Work to do »
Write out the data again exactly, skipping every picture.
>> Begin
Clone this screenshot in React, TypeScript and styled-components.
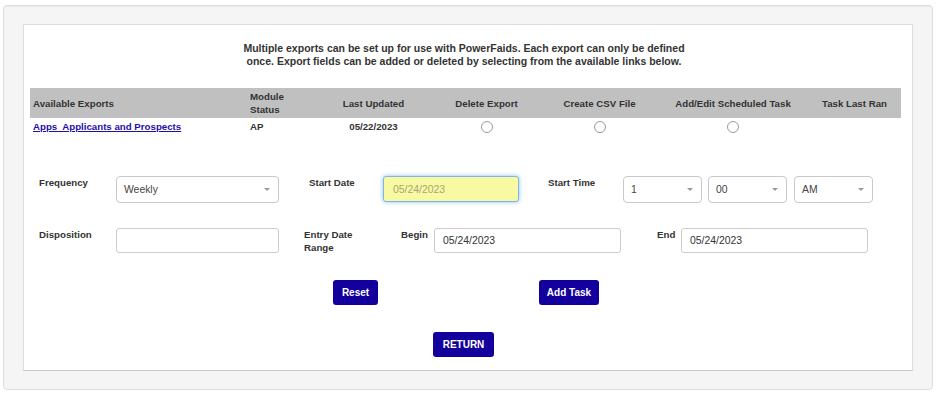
import React from "react";
import styled, { createGlobalStyle } from "styled-components";

const GlobalStyle = createGlobalStyle`
  html, body { margin: 0; padding: 0; background: #fff; }
  body { font-family: "Liberation Sans", Arial, Helvetica, sans-serif; color: #333; }
`;

const Well = styled.div`
  margin: 5px 3px 0;
  padding: 18px 19px;
  background: #f5f5f5;
  border: 1px solid #dcdcdc;
  border-radius: 4px;
  box-shadow: inset 0 1px 1px rgba(0, 0, 0, 0.04);
`;

const Panel = styled.div`
  background: #fff;
  border: 1px solid #ddd;
  border-bottom-color: #c8c8c8;
  padding: 17px 0 13px;
`;

const Intro = styled.p`
  margin: 0 0 20px 214px;
  width: 452px;
  text-align: center;
  font-size: 10.5px;
  font-weight: bold;
  line-height: 13px;
  color: #333;
`;

const Table = styled.table`
  margin-left: 6px;
  width: 871px;
  border-collapse: collapse;
  table-layout: fixed;
  font-size: 9.7px;
  font-weight: bold;
  line-height: 13px;
  color: #333;
`;

const HeadRow = styled.tr`
  background: #c0c0c0;
  height: 30px;
`;

const Th = styled.th<{ $align?: string; $pl?: number; $pr?: number }>`
  padding: 2px ${(p) => p.$pr ?? 3}px 2px ${(p) => p.$pl ?? 3}px;
  text-align: ${(p) => p.$align ?? "center"};
  font-weight: bold;
  vertical-align: middle;
  white-space: nowrap;
`;

const Td = styled.td<{ $align?: string; $pl?: number; $pr?: number }>`
  padding: 2px ${(p) => p.$pr ?? 3}px 2px ${(p) => p.$pl ?? 3}px;
  text-align: ${(p) => p.$align ?? "center"};
  vertical-align: middle;
  white-space: nowrap;
`;

const ExportLink = styled.a`
  color: #1f0ea8;
  text-decoration: underline;
  font-weight: bold;
`;

const Radio = styled.input`
  appearance: none;
  display: block;
  margin: 0 auto;
  width: 12px;
  height: 12px;
  border: 1px solid #9a9a9a;
  border-radius: 50%;
  background: #fff;
  box-sizing: border-box;
`;

const Form = styled.div`
  margin-top: 41px;
  padding-left: 15px;
  display: flex;
  flex-direction: column;
`;

const FormRow = styled.div<{ $mt?: number }>`
  display: flex;
  align-items: flex-start;
  margin-top: ${(p) => p.$mt ?? 0}px;
`;

const Label = styled.label<{ $w: number; $ml?: number }>`
  flex: none;
  width: ${(p) => p.$w}px;
  margin-left: ${(p) => p.$ml ?? 0}px;
  font-size: 9.7px;
  font-weight: bold;
  line-height: 13px;
  color: #333;
  white-space: nowrap;
`;

const SelectBox = styled.div<{ $w: number; $ml?: number }>`
  flex: none;
  box-sizing: border-box;
  width: ${(p) => p.$w}px;
  margin-left: ${(p) => p.$ml ?? 0}px;
  height: 27px;
  border: 1px solid #c9c9c9;
  border-radius: 4px;
  background: #fff;
  display: flex;
  align-items: center;
  justify-content: space-between;
  padding: 0 8px 0 7px;
  font-size: 10.4px;
  color: #444;
`;

const Caret = styled.span`
  width: 0;
  height: 0;
  border-left: 3px solid transparent;
  border-right: 3px solid transparent;
  border-top: 3px solid #999;
`;

const TextInput = styled.input<{ $w: number; $ml?: number }>`
  flex: none;
  box-sizing: border-box;
  width: ${(p) => p.$w}px;
  margin: 0 0 0 ${(p) => p.$ml ?? 0}px;
  height: 25px;
  border: 1px solid #cccccc;
  border-radius: 3px;
  padding: 0 8px;
  font-family: inherit;
  font-size: 10.4px;
  color: #333;
  background: #fff;
  outline: none;
`;

const DateInput = styled(TextInput)`
  height: 26px;
  background: #f7f9a3;
  border-color: #7fb6e6;
  color: #a7a676;
  padding-left: 9px;
  box-shadow: 0 0 4px rgba(102, 175, 233, 0.8);
`;

const ButtonRow = styled.div<{ $mt: number; $pl: number }>`
  display: flex;
  margin-top: ${(p) => p.$mt}px;
  padding-left: ${(p) => p.$pl}px;
`;

const Button = styled.button<{ $w: number; $ml?: number }>`
  flex: none;
  width: ${(p) => p.$w}px;
  margin-left: ${(p) => p.$ml ?? 0}px;
  height: 25px;
  padding: 0;
  border: none;
  border-radius: 3px;
  background: #13009c;
  color: #fff;
  font-family: inherit;
  font-size: 10px;
  font-weight: bold;
  cursor: pointer;
`;

function Select({ value, w, ml }: { value: string; w: number; ml?: number }) {
  return (
    <SelectBox $w={w} $ml={ml}>
      <span>{value}</span>
      <Caret />
    </SelectBox>
  );
}

export default function App() {
  return (
    <>
      <GlobalStyle />
      <Well>
        <Panel>
          <Intro>
            Multiple exports can be set up for use with PowerFaids. Each export can only be defined
            once. Export fields can be added or deleted by selecting from the available links below.
          </Intro>
          <Table>
            <colgroup>
              <col style={{ width: 217 }} />
              <col style={{ width: 86 }} />
              <col style={{ width: 81 }} />
              <col style={{ width: 145 }} />
              <col style={{ width: 81 }} />
              <col style={{ width: 178 }} />
              <col style={{ width: 83 }} />
            </colgroup>
            <thead>
              <HeadRow>
                <Th $align="left">Available Exports</Th>
                <Th $align="left">
                  Module
                  <br />
                  Status
                </Th>
                <Th>Last Updated</Th>
                <Th>Delete Export</Th>
                <Th>Create CSV File</Th>
                <Th $pl={11}>Add/Edit Scheduled Task</Th>
                <Th $align="left" $pl={4}>Task Last Ran</Th>
              </HeadRow>
            </thead>
            <tbody>
              <tr>
                <Td $align="left">
                  <ExportLink href="#">{"Apps\u00a0 Applicants and Prospects"}</ExportLink>
                </Td>
                <Td $align="left">AP</Td>
                <Td>05/22/2023</Td>
                <Td>
                  <Radio type="radio" name="act" />
                </Td>
                <Td>
                  <Radio type="radio" name="act" />
                </Td>
                <Td $pl={11}>
                  <Radio type="radio" name="act" />
                </Td>
                <Td $align="left" $pl={4}></Td>
              </tr>
            </tbody>
          </Table>

          <Form>
            <FormRow>
              <Label $w={77}>Frequency</Label>
              <Select value="Weekly" w={163} />
              <Label $w={74} $ml={30}>Start Date</Label>
              <DateInput $w={136} defaultValue="05/24/2023" readOnly />
              <Label $w={75} $ml={29}>Start Time</Label>
              <Select value="1" w={79} />
              <Select value="00" w={79} ml={6} />
              <Select value="AM" w={79} ml={7} />
            </FormRow>
            <FormRow $mt={25}>
              <Label $w={77}>Disposition</Label>
              <TextInput $w={163} />
              <Label $w={97} $ml={25}>
                Entry Date
                <br />
                Range
              </Label>
              <Label $w={33}>Begin</Label>
              <TextInput $w={187} defaultValue="05/24/2023" />
              <Label $w={24} $ml={36}>End</Label>
              <TextInput $w={187} defaultValue="05/24/2023" />
            </FormRow>
          </Form>

          <ButtonRow $mt={26} $pl={309}>
            <Button $w={45}>Reset</Button>
            <Button $w={60} $ml={161}>Add Task</Button>
          </ButtonRow>
          <ButtonRow $mt={27} $pl={409}>
            <Button $w={61}>RETURN</Button>
          </ButtonRow>
        </Panel>
      </Well>
    </>
  );
}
>> End
Full answer »
Clone this screenshot in React, TypeScript and styled-components.
import React from "react";
import styled, { createGlobalStyle } from "styled-components";

const GlobalStyle = createGlobalStyle`
  html, body { margin: 0; padding: 0; background: #fff; }
  body { font-family: "Liberation Sans", Arial, Helvetica, sans-serif; color: #333; }
`;

const Well = styled.div`
  margin: 5px 3px 0;
  padding: 18px 19px;
  background: #f5f5f5;
  border: 1px solid #dcdcdc;
  border-radius: 4px;
  box-shadow: inset 0 1px 1px rgba(0, 0, 0, 0.04);
`;

const Panel = styled.div`
  background: #fff;
  border: 1px solid #ddd;
  border-bottom-color: #c8c8c8;
  padding: 17px 0 13px;
`;

const Intro = styled.p`
  margin: 0 0 20px 214px;
  width: 452px;
  text-align: center;
  font-size: 10.5px;
  font-weight: bold;
  line-height: 13px;
  color: #333;
`;

const Table = styled.table`
  margin-left: 6px;
  width: 871px;
  border-collapse: collapse;
  table-layout: fixed;
  font-size: 9.7px;
  font-weight: bold;
  line-height: 13px;
  color: #333;
`;

const HeadRow = styled.tr`
  background: #c0c0c0;
  height: 30px;
`;

const Th = styled.th<{ $align?: string; $pl?: number; $pr?: number }>`
  padding: 2px ${(p) => p.$pr ?? 3}px 2px ${(p) => p.$pl ?? 3}px;
  text-align: ${(p) => p.$align ?? "center"};
  font-weight: bold;
  vertical-align: middle;
  white-space: nowrap;
`;

const Td = styled.td<{ $align?: string; $pl?: number; $pr?: number }>`
  padding: 2px ${(p) => p.$pr ?? 3}px 2px ${(p) => p.$pl ?? 3}px;
  text-align: ${(p) => p.$align ?? "center"};
  vertical-align: middle;
  white-space: nowrap;
`;

const ExportLink = styled.a`
  color: #1f0ea8;
  text-decoration: underline;
  font-weight: bold;
`;

const Radio = styled.input`
  appearance: none;
  display: block;
  margin: 0 auto;
  width: 12px;
  height: 12px;
  border: 1px solid #9a9a9a;
  border-radius: 50%;
  background: #fff;
  box-sizing: border-box;
`;

const Form = styled.div`
  margin-top: 41px;
  padding-left: 15px;
  display: flex;
  flex-direction: column;
`;

const FormRow = styled.div<{ $mt?: number }>`
  display: flex;
  align-items: flex-start;
  margin-top: ${(p) => p.$mt ?? 0}px;
`;

const Label = styled.label<{ $w: number; $ml?: number }>`
  flex: none;
  width: ${(p) => p.$w}px;
  margin-left: ${(p) => p.$ml ?? 0}px;
  font-size: 9.7px;
  font-weight: bold;
  line-height: 13px;
  color: #333;
  white-space: nowrap;
`;

const SelectBox = styled.div<{ $w: number; $ml?: number }>`
  flex: none;
  box-sizing: border-box;
  width: ${(p) => p.$w}px;
  margin-left: ${(p) => p.$ml ?? 0}px;
  height: 27px;
  border: 1px solid #c9c9c9;
  border-radius: 4px;
  background: #fff;
  display: flex;
  align-items: center;
  justify-content: space-between;
  padding: 0 8px 0 7px;
  font-size: 10.4px;
  color: #444;
`;

const Caret = styled.span`
  width: 0;
  height: 0;
  border-left: 3px solid transparent;
  border-right: 3px solid transparent;
  border-top: 3px solid #999;
`;

const TextInput = styled.input<{ $w: number; $ml?: number }>`
  flex: none;
  box-sizing: border-box;
  width: ${(p) => p.$w}px;
  margin: 0 0 0 ${(p) => p.$ml ?? 0}px;
  height: 25px;
  border: 1px solid #cccccc;
  border-radius: 3px;
  padding: 0 8px;
  font-family: inherit;
  font-size: 10.4px;
  color: #333;
  background: #fff;
  outline: none;
`;

const DateInput = styled(TextInput)`
  height: 26px;
  background: #f7f9a3;
  border-color: #7fb6e6;
  color: #a7a676;
  padding-left: 9px;
  box-shadow: 0 0 4px rgba(102, 175, 233, 0.8);
`;

const ButtonRow = styled.div<{ $mt: number; $pl: number }>`
  display: flex;
  margin-top: ${(p) => p.$mt}px;
  padding-left: ${(p) => p.$pl}px;
`;

const Button = styled.button<{ $w: number; $ml?: number }>`
  flex: none;
  width: ${(p) => p.$w}px;
  margin-left: ${(p) => p.$ml ?? 0}px;
  height: 25px;
  padding: 0;
  border: none;
  border-radius: 3px;
  background: #13009c;
  color: #fff;
  font-family: inherit;
  font-size: 10px;
  font-weight: bold;
  cursor: pointer;
`;

function Select({ value, w, ml }: { value: string; w: number; ml?: number }) {
  return (
    <SelectBox $w={w} $ml={ml}>
      <span>{value}</span>
      <Caret />
    </SelectBox>
  );
}

export default function App() {
  return (
    <>
      <GlobalStyle />
      <Well>
        <Panel>
          <Intro>
            Multiple exports can be set up for use with PowerFaids. Each export can only be defined
            once. Export fields can be added or deleted by selecting from the available links below.
          </Intro>
          <Table>
            <colgroup>
              <col style={{ width: 217 }} />
              <col style={{ width: 86 }} />
              <col style={{ width: 81 }} />
              <col style={{ width: 145 }} />
              <col style={{ width: 81 }} />
              <col style={{ width: 178 }} />
              <col style={{ width: 83 }} />
            </colgroup>
            <thead>
              <HeadRow>
                <Th $align="left">Available Exports</Th>
                <Th $align="left">
                  Module
                  <br />
                  Status
                </Th>
                <Th>Last Updated</Th>
                <Th>Delete Export</Th>
                <Th>Create CSV File</Th>
                <Th $pl={11}>Add/Edit Scheduled Task</Th>
                <Th $align="left" $pl={4}>Task Last Ran</Th>
              </HeadRow>
            </thead>
            <tbody>
              <tr>
                <Td $align="left">
                  <ExportLink href="#">{"Apps\u00a0 Applicants and Prospects"}</ExportLink>
                </Td>
                <Td $align="left">AP</Td>
                <Td>05/22/2023</Td>
                <Td>
                  <Radio type="radio" name="act" />
                </Td>
                <Td>
                  <Radio type="radio" name="act" />
                </Td>
                <Td $pl={11}>
                  <Radio type="radio" name="act" />
                </Td>
                <Td $align="left" $pl={4}></Td>
              </tr>
            </tbody>
          </Table>

          <Form>
            <FormRow>
              <Label $w={77}>Frequency</Label>
              <Select value="Weekly" w={163} />
              <Label $w={74} $ml={30}>Start Date</Label>
              <DateInput $w={136} defaultValue="05/24/2023" readOnly />
              <Label $w={75} $ml={29}>Start Time</Label>
              <Select value="1" w={79} />
              <Select value="00" w={79} ml={6} />
              <Select value="AM" w={79} ml={7} />
            </FormRow>
            <FormRow $mt={25}>
              <Label $w={77}>Disposition</Label>
              <TextInput $w={163} />
              <Label $w={97} $ml={25}>
                Entry Date
                <br />
                Range
              </Label>
              <Label $w={33}>Begin</Label>
              <TextInput $w={187} defaultValue="05/24/2023" />
              <Label $w={24} $ml={36}>End</Label>
              <TextInput $w={187} defaultValue="05/24/2023" />
            </FormRow>
          </Form>

          <ButtonRow $mt={26} $pl={309}>
            <Button $w={45}>Reset</Button>
            <Button $w={60} $ml={161}>Add Task</Button>
          </ButtonRow>
          <ButtonRow $mt={27} $pl={409}>
            <Button $w={61}>RETURN</Button>
          </ButtonRow>
        </Panel>
      </Well>
    </>
  );
}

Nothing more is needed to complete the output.